Son tiempos duros los que corren. Difíciles, tensos y el adjetivo se los pone el lector según su propia realidad, que puede ser más o menos compleja a partir de su calidad y nivel de vida, su salud, las condiciones de su vivienda, sus ingresos, o simplemente, la cuota de felicidad y empeño que le ponga a sus días, que bien sabemos que en ese aspecto recae una parte importante del cómo nos podamos sentir.
Lo cierto es que como denominador común la sociedad no atraviesa su mejor momento, porque la economía, una variable transversal, afecta a todos. La inflación galopante, los altos precios, la comida escasa y los malditos apagones, frutos de la crisis energética, hacen que no siempre amanezcamos con el mejor rostro, con la más feliz de las sonrisas.
“Anda mucha gente con caras largas”, se escucha decir, y no es para menos, pero lo peor que nos puede pasar es que ese sentimiento se traslade a los demás, a ese que tiene sus propias dificultades y ha salido de casa a trabajar, a dar lo mejor de sí o a buscar una solución con la ayuda de los demás a su problema.
¿Acaso puede el maestro llevar una “cara larga” a su alumno, a ese niño pequeño que tampoco durmió bien y que espera encontrar en el aula el beso del profesor, el juego con el amigo, la risa de la inocencia?
¿Acaso puede llevarla el médico a sus pacientes? Ese médico que cobra poco, que pasa trabajo para conseguir las cosas del hogar, que apenas ha dormido, tampoco debe, a pesar de todo, recibir con el ánimo apesadumbrado a quien necesita de él.
¿Acaso puede ir molesto y bravo el dependiente, el que trabaja todo el tiempo con la población detrás de un mostrador de una tienda, de una farmacia, de una bodega? No, tampoco debería pasar.
Cuando los tiempos son felices es muy fácil plantar una buena cara, casi sale sola. Mas, cuando no hay ni siquiera un buchito de café para ofrecerle a quien llega, las cosas se tornan difíciles, y no se trata de andar fingiendo, se trata simplemente sin obviar las dificultades, de ofrecer nuestra mejor respuesta, de mirar a los ojos a quien llega al trabajo en busca de una solución o un camino a su problema.
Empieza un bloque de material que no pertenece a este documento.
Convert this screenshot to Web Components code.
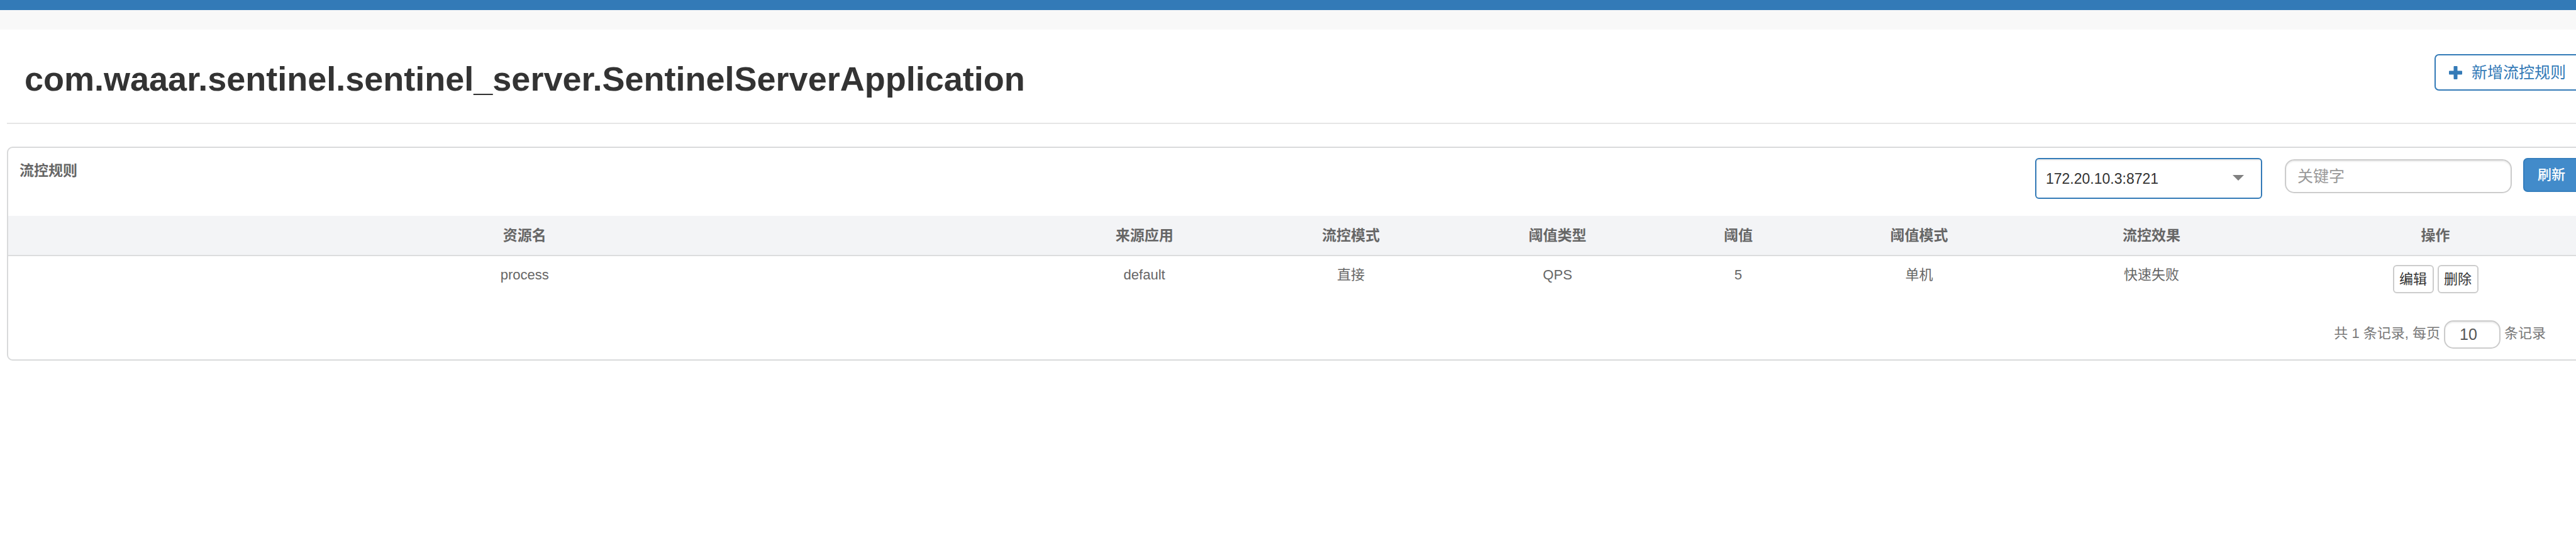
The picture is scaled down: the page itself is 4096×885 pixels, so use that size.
<!DOCTYPE html>
<html lang="zh-CN">
<head>
<meta charset="utf-8">
<title>流控规则</title>
<style>
  html, body { margin: 0; }
  body {
    background: #fff;
    color: #666;
    font-family: "Liberation Sans", "Noto Sans CJK SC", sans-serif;
    font-size: 22px;
    line-height: 32px;
    overflow-x: hidden;
  }
</style>
</head>
<body>
<sentinel-app></sentinel-app>

<template id="app-tpl">
  <style>
    :host { display: block; overflow: hidden; }
    .bar { height: 16px; background: #337ab7; }
    .strip { height: 31px; background: #f8f8f8; }
    /* the content column is a little wider than the window */
    main { margin-left: 11px; margin-right: -25px; }
  </style>
  <div class="bar"></div>
  <div class="strip"></div>
  <main>
    <page-heading>
      com.waaar.sentinel.sentinel_server.SentinelServerApplication
      <add-button slot="action">新增流控规则</add-button>
    </page-heading>
    <rule-panel>
      <span slot="title">流控规则</span>
      <machine-select slot="tools"></machine-select>
      <keyword-input slot="tools"></keyword-input>
      <refresh-button slot="tools">刷新</refresh-button>
      <rule-table></rule-table>
      <rule-pager slot="footer"></rule-pager>
    </rule-panel>
  </main>
</template>

<template id="heading-tpl">
  <style>
    :host {
      display: flex; justify-content: space-between; align-items: flex-start;
      box-sizing: border-box; height: 150px; padding: 39px 18px 0 28px;
      border-bottom: 2px solid #e5e5e5;
    }
    h1 { margin: 8px 0 0; font-size: 54px; line-height: 62px; font-weight: 700; color: #333; white-space: nowrap; }
  </style>
  <h1><slot></slot></h1>
  <slot name="action"></slot>
</template>

<template id="add-tpl">
  <style>
    :host { display: block; }
    button {
      display: flex; align-items: center; gap: 15px; height: 58px; padding: 0 21px;
      border: 2px solid #337ab7; border-radius: 7px; background: #fff; color: #337ab7;
      font: inherit; font-size: 25px; line-height: 36px; white-space: nowrap; cursor: pointer;
    }
    svg { width: 21px; height: 21px; }
  </style>
  <button type="button">
    <svg viewBox="0 0 21 21" aria-hidden="true"><path fill="currentColor" d="M8.500 0h4q1 0 1 1v6.500h6.500q1 0 1 1v4q0 1-1 1h-6.500v6.500q0 1-1 1h-4q-1 0-1-1v-6.500h-6.500q-1 0-1-1v-4q0-1 1-1h6.500v-6.500q0-1 1-1z"/></svg>
    <span><slot></slot></span>
  </button>
</template>

<template id="panel-tpl">
  <style>
    :host {
      display: block; margin-top: 36px; background: #fff;
      border: 2px solid #d9dadb; border-radius: 9px;
    }
    header {
      display: flex; justify-content: space-between; align-items: flex-start;
      box-sizing: border-box; height: 108px; padding: 16px 17px 0 18px;
    }
    h2 { margin: 4px 0 0; font-size: 23px; line-height: 32px; font-weight: 700; }
    .tools { display: flex; align-items: flex-start; }
  </style>
  <header>
    <h2><slot name="title"></slot></h2>
    <div class="tools"><slot name="tools"></slot></div>
  </header>
  <slot></slot>
  <slot name="footer"></slot>
</template>

<template id="machine-tpl">
  <style>
    :host { display: block; position: relative; width: 361px; margin-right: 36px; }
    select {
      appearance: none; display: block; box-sizing: border-box; width: 100%; height: 65px;
      margin: 0; padding: 0 48px 0 15px; border: 2px solid #337ab7; border-radius: 6px;
      background: #fff; box-shadow: inset 0 2px 2px rgba(0,0,0,.075);
      color: #333; font: inherit; font-size: 23px; line-height: 32px;
    }
    svg { position: absolute; right: 29px; top: 27px; width: 18px; height: 9px; pointer-events: none; }
  </style>
  <select aria-label="机器"><option selected>172.20.10.3:8721</option></select>
  <svg viewBox="0 0 18 9" aria-hidden="true"><path fill="#808080" d="M0 0h18l-9 9z"/></svg>
</template>

<template id="keyword-tpl">
  <style>
    :host { display: block; width: 361px; margin: 2px 18px 0 0; }
    input {
      display: block; box-sizing: border-box; width: 100%; height: 54px; margin: 0; padding: 0 18px;
      border: 2px solid #ccc; border-radius: 15px; background: #fff;
      box-shadow: inset 0 2px 2px rgba(0,0,0,.075);
      color: #555; font: inherit; font-size: 25px; line-height: 36px;
    }
    input::placeholder { color: #999; opacity: 1; }
  </style>
  <input type="text" placeholder="关键字" aria-label="关键字">
</template>

<template id="refresh-tpl">
  <style>
    :host { display: block; }
    button {
      display: block; width: 90px; height: 54px; margin: 0; padding: 0;
      border: 2px solid #357ebd; border-radius: 7px; background: #428bca; color: #fff;
      font: inherit; font-size: 22px; font-weight: 500; line-height: 32px; cursor: pointer;
    }
  </style>
  <button type="button"><slot></slot></button>
</template>

<template id="table-tpl">
  <style>
    :host { display: block; }
    table { width: 100%; table-layout: fixed; border-collapse: separate; border-spacing: 0; text-align: center; }
    th {
      box-sizing: border-box; height: 64px; padding: 0; background: #f3f4f6;
      border-bottom: 2px solid #dcddde; font-size: 23px; line-height: 32px; font-weight: 700;
    }
    td { padding: 14px 0 0; vertical-align: top; line-height: 32px; }
    .actions { display: flex; justify-content: center; gap: 6px; }
    button {
      width: 65px; height: 45px; margin: 0; padding: 0; border: 2px solid #ccc; border-radius: 6px;
      background: #fff; color: #333; font: inherit; cursor: pointer;
    }
  </style>
  <table>
    <colgroup>
      <col style="width:40%"><col style="width:8%"><col style="width:8%"><col style="width:8%">
      <col style="width:6%"><col style="width:8%"><col style="width:10%"><col style="width:12%">
    </colgroup>
    <thead>
      <tr><th>资源名</th><th>来源应用</th><th>流控模式</th><th>阈值类型</th><th>阈值</th><th>阈值模式</th><th>流控效果</th><th>操作</th></tr>
    </thead>
    <tbody>
      <tr>
        <td>process</td><td>default</td><td>直接</td><td>QPS</td><td>5</td><td>单机</td><td>快速失败</td>
        <td><div class="actions"><button type="button">编辑</button><button type="button">删除</button></div></td>
      </tr>
    </tbody>
  </table>
</template>

<template id="pager-tpl">
  <style>
    :host { display: block; padding: 43px 71px 17px 0; color: #777; }
    label { display: flex; justify-content: flex-end; align-items: flex-start; gap: 6px; line-height: 42px; white-space: nowrap; }
    input {
      box-sizing: border-box; width: 90px; height: 45px; margin: 0; padding: 0 0 0 23px;
      border: 2px solid #ccc; border-radius: 15px; background: #fff;
      box-shadow: inset 0 2px 2px rgba(0,0,0,.075);
      color: #555; font: inherit; font-size: 25px; line-height: 36px;
    }
  </style>
  <label><span>共 1 条记录, 每页</span><input type="text" inputmode="numeric" value="10"><span>条记录</span></label>
</template>

<script>
  const define = (name, templateId) => {
    customElements.define(name, class extends HTMLElement {
      constructor() {
        super();
        const template = document.getElementById(templateId);
        this.attachShadow({ mode: 'open' }).append(document.importNode(template.content, true));
      }
    });
  };
  define('add-button', 'add-tpl');
  define('page-heading', 'heading-tpl');
  define('machine-select', 'machine-tpl');
  define('keyword-input', 'keyword-tpl');
  define('refresh-button', 'refresh-tpl');
  define('rule-table', 'table-tpl');
  define('rule-pager', 'pager-tpl');
  define('rule-panel', 'panel-tpl');
  define('sentinel-app', 'app-tpl');
</script>
</body>
</html>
Todos debíamos tener una mejor remuneración, o al menos una que satisfaga las necesidades del hogar, de la familia: el maestro que forma generaciones, el médico que salva vidas, el dependiente que presta un servicio, el economista, el periodista, el jubilado, todos deberían poder llegar con mejores caras cada día a su puesto de trabajo o a su casa.
A veces hay que apartarse de nuestros propios problemas para poder entender los del otro. A veces hay que ponerse en los zapatos ajenos y pensar que puede ser nuestro hijo el que va a la escuela o nuestro padre el que acude al médico, y que el propio médico o el dependiente pasaron por las aulas del viejo profesor.
Solo eso nos salvará en estos días difíciles: el buen trato, la cortesía o la respuesta oportuna sin “peloteos” de quien no tiene deseos de trabajar, que bastante enredado está todo para que, entre cubanos, nos pongamos la vida más dura, más fea y con caras más largas.